The last significant breakthrough in the technology of statistical machine translation (SMT) was in 2005. That year, David Chiang published his famous paper on hierarchical translation models that allowed to significantly improve the quality of statistical MT between distant languages. Nowadays we are standing on the verge of an even more exciting moment in MT history: deep learning (DL) is taking MT towards much higher accuracy and finally brings human-like semantics to the translation process.
In general terms, DL is a family of machine learning algorithms that use multilayer artificial neural networks to efficiently learn representation of high-level features from noisy observations. Artificial neural networks, inspired by human knowledge about the biological brain, have already led to breakthroughs in several data-centered fields, including speech recognition, computer vision, user behavior prediction and nonlinear classification.

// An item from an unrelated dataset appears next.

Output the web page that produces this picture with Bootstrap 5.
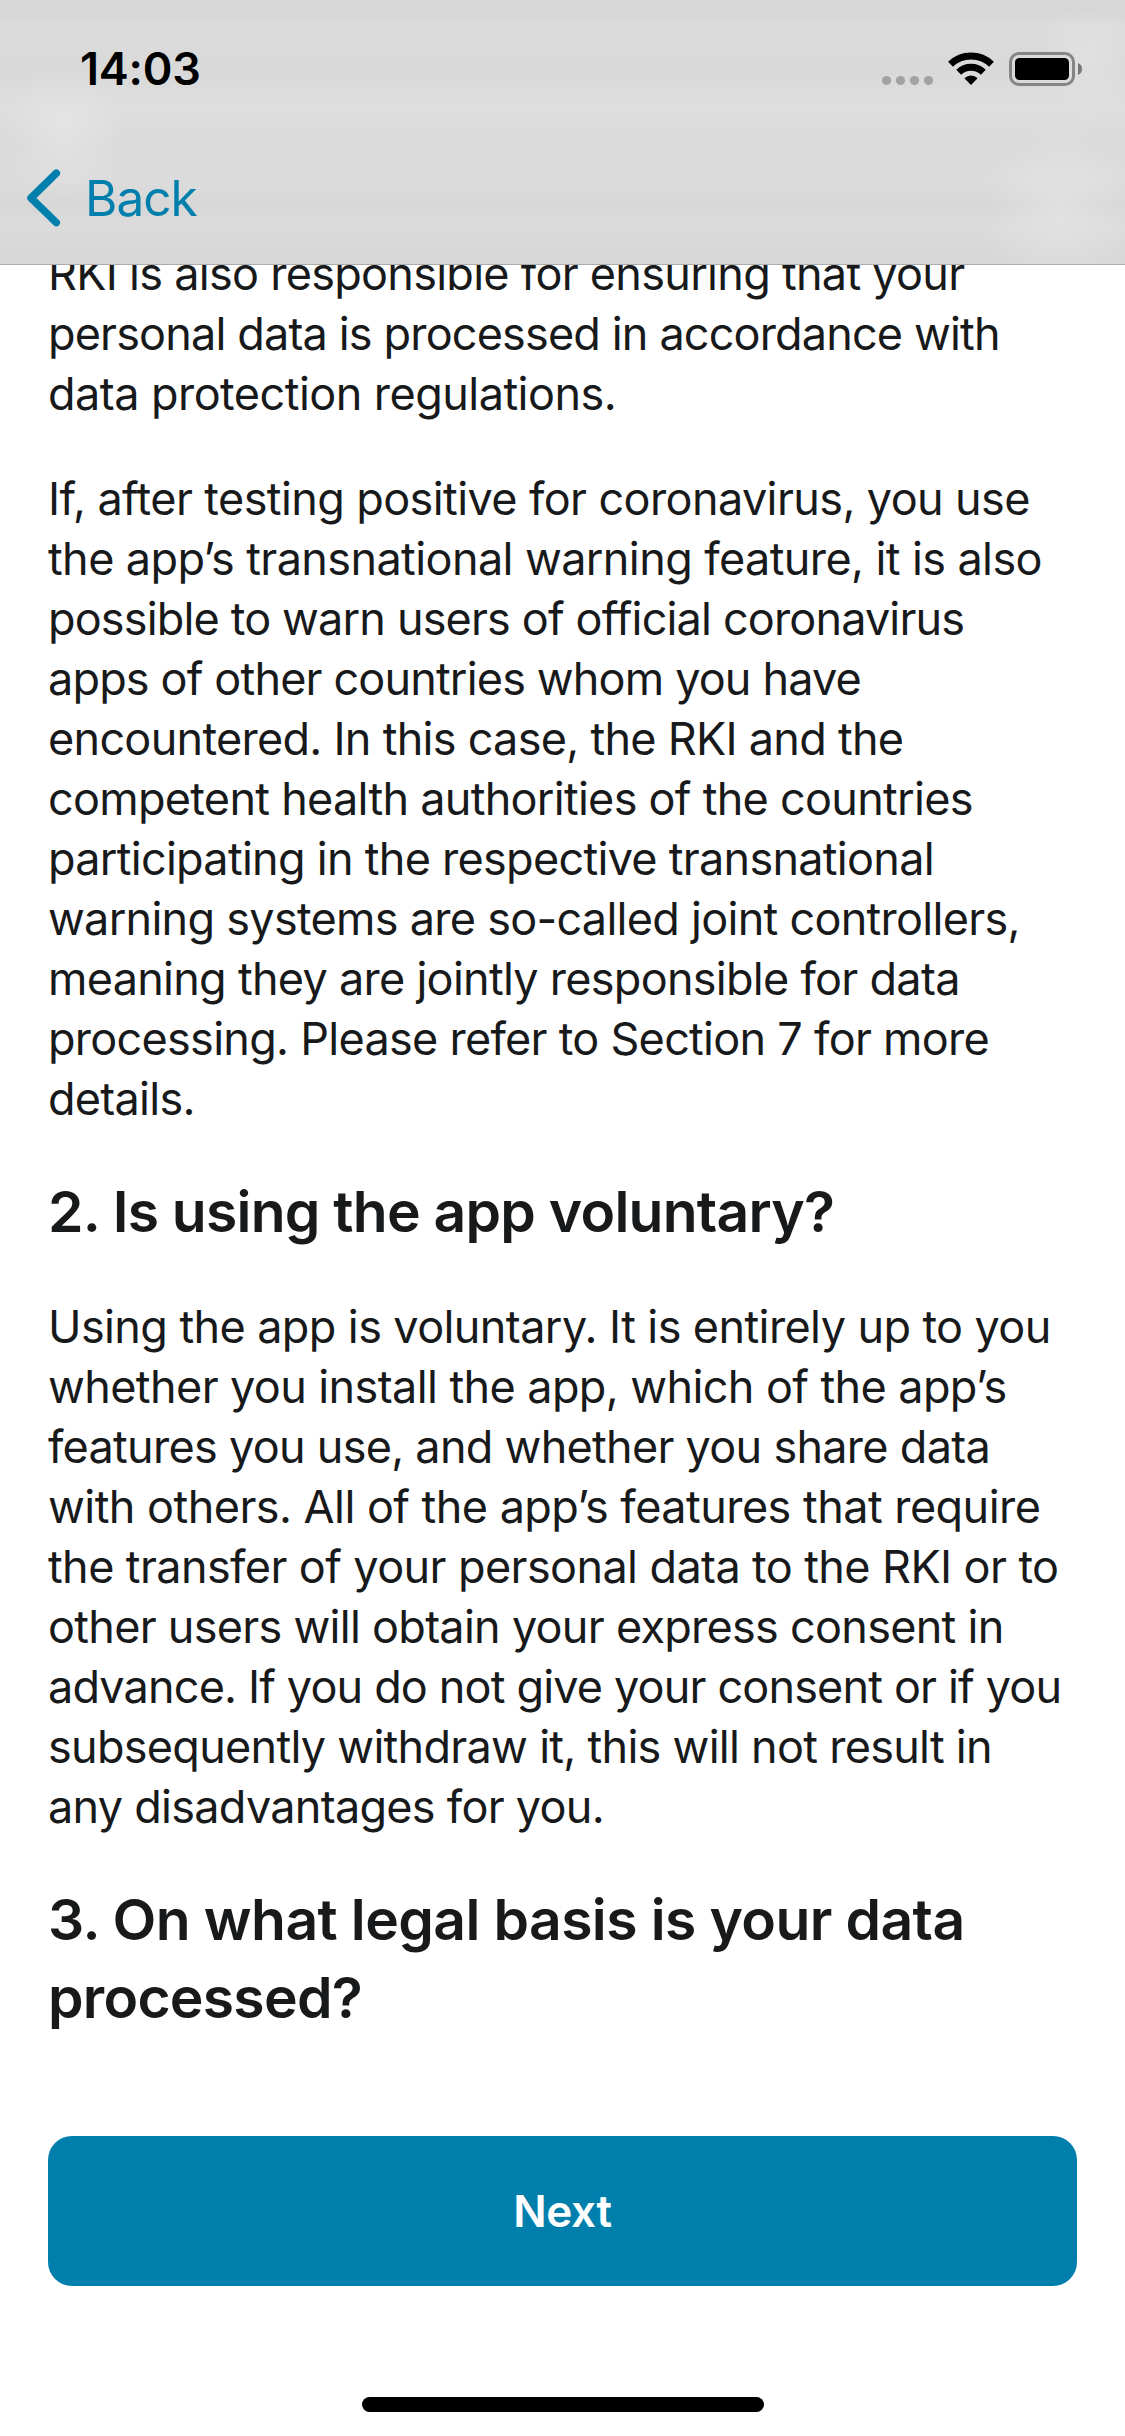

The idea to use a computational model of natural neurons to learn from data is not new. In fact, modern DL is a reincarnation of traditional neural networks with a low number of layers from the early 1990s. The key difference between old-style neural networks and DL is the iterative multilayer architecture that allows the latter to learn and represent features in a more complete (not all features can be defined by experts) and more accurate (multiple levels of representation) way. Another key factor of DL success is the ability of multilayer neural networks to learn an optimal set of features describing objects automatically instead of hand-engineered features traditionally used in old neural networks. Training of DL networks requires extensive computational resources (by the way, their unavailability was the main reason why DL did not capture the headlines earlier) and abundant training data, but allows to discover dependencies that were previously undiscoverable.
Many modern natural language processing applications heavily rely on machine learning methods. This is the reason why expectations from DL Natural Language Processing (NLP) in general and DL MT, in particular, were extremely high. However, in practice, learning higher levels of abstraction (semantics) derived from lower levels (lexical features) via intermediate steps (morphology, syntax, etc.) turned out to be a difficult task and the usability of DL for NLP remained a big question for some years. The main reasons for that are:
- DL MT systems do not rely on pre-defined feature functions but learn these from data. It implies a more complex network architecture and, since expected improvement is typically observed only if the configuration of the DL system is close to optimal, makes the architect’s experience a key element of success. The scarceness of qualified DL system designers used to be an obstacle for the successful commercialization of the DL MT technology.
- The lack of established guidelines and best practices adds uncertainty to the design process.
- A word can be an extremely informative feature per se and learning from such informative units (especially in case of morphologically rich languages) is not an easy task.
- There is no consensus among the research community what is the most beneficial way to use DL for MT: directly training DL models for MT or improving existing MT systems with DL elements.
However, nowadays the status quo is changing markedly:
- The high-performing DL MT has come to the world of commercial translation automation. Google went public with an elegant idea of using recurrent neural networks with long short-term memory for MT. Facebook, Microsoft, and Bing are also implementing, if they have not done so already, similar DL MT systems. MT providers, like Systran, are launching DL MT systems to boost the quality of MT services.
- DL models bring a new perspective to MT and open way for new applications of indirect DL MT integration. For instance Word2vec, which produces semantic links between words and groups of words and allows to enhance SMT systems with synonymity.
- In addition, MT is becoming a testing ground for researchers who want to evaluate various kinds of DL algorithms in the symbol variable processing settings.
DL is currently on the verge of breaking the quality barrier, making MT smarter. On the other hand, DL MT is still just an extended version of a statistical approach which the most-quoted scientist alive today, Chomsky, criticized saying that “statistical models have been proven incapable of learning language”. In other words, while significant improvement in terms of quality can be expected because DL helps learn a distributed semantic representation of human language, it is not immediately able to accurately generalize from the discrete word space based on the finite training dataset.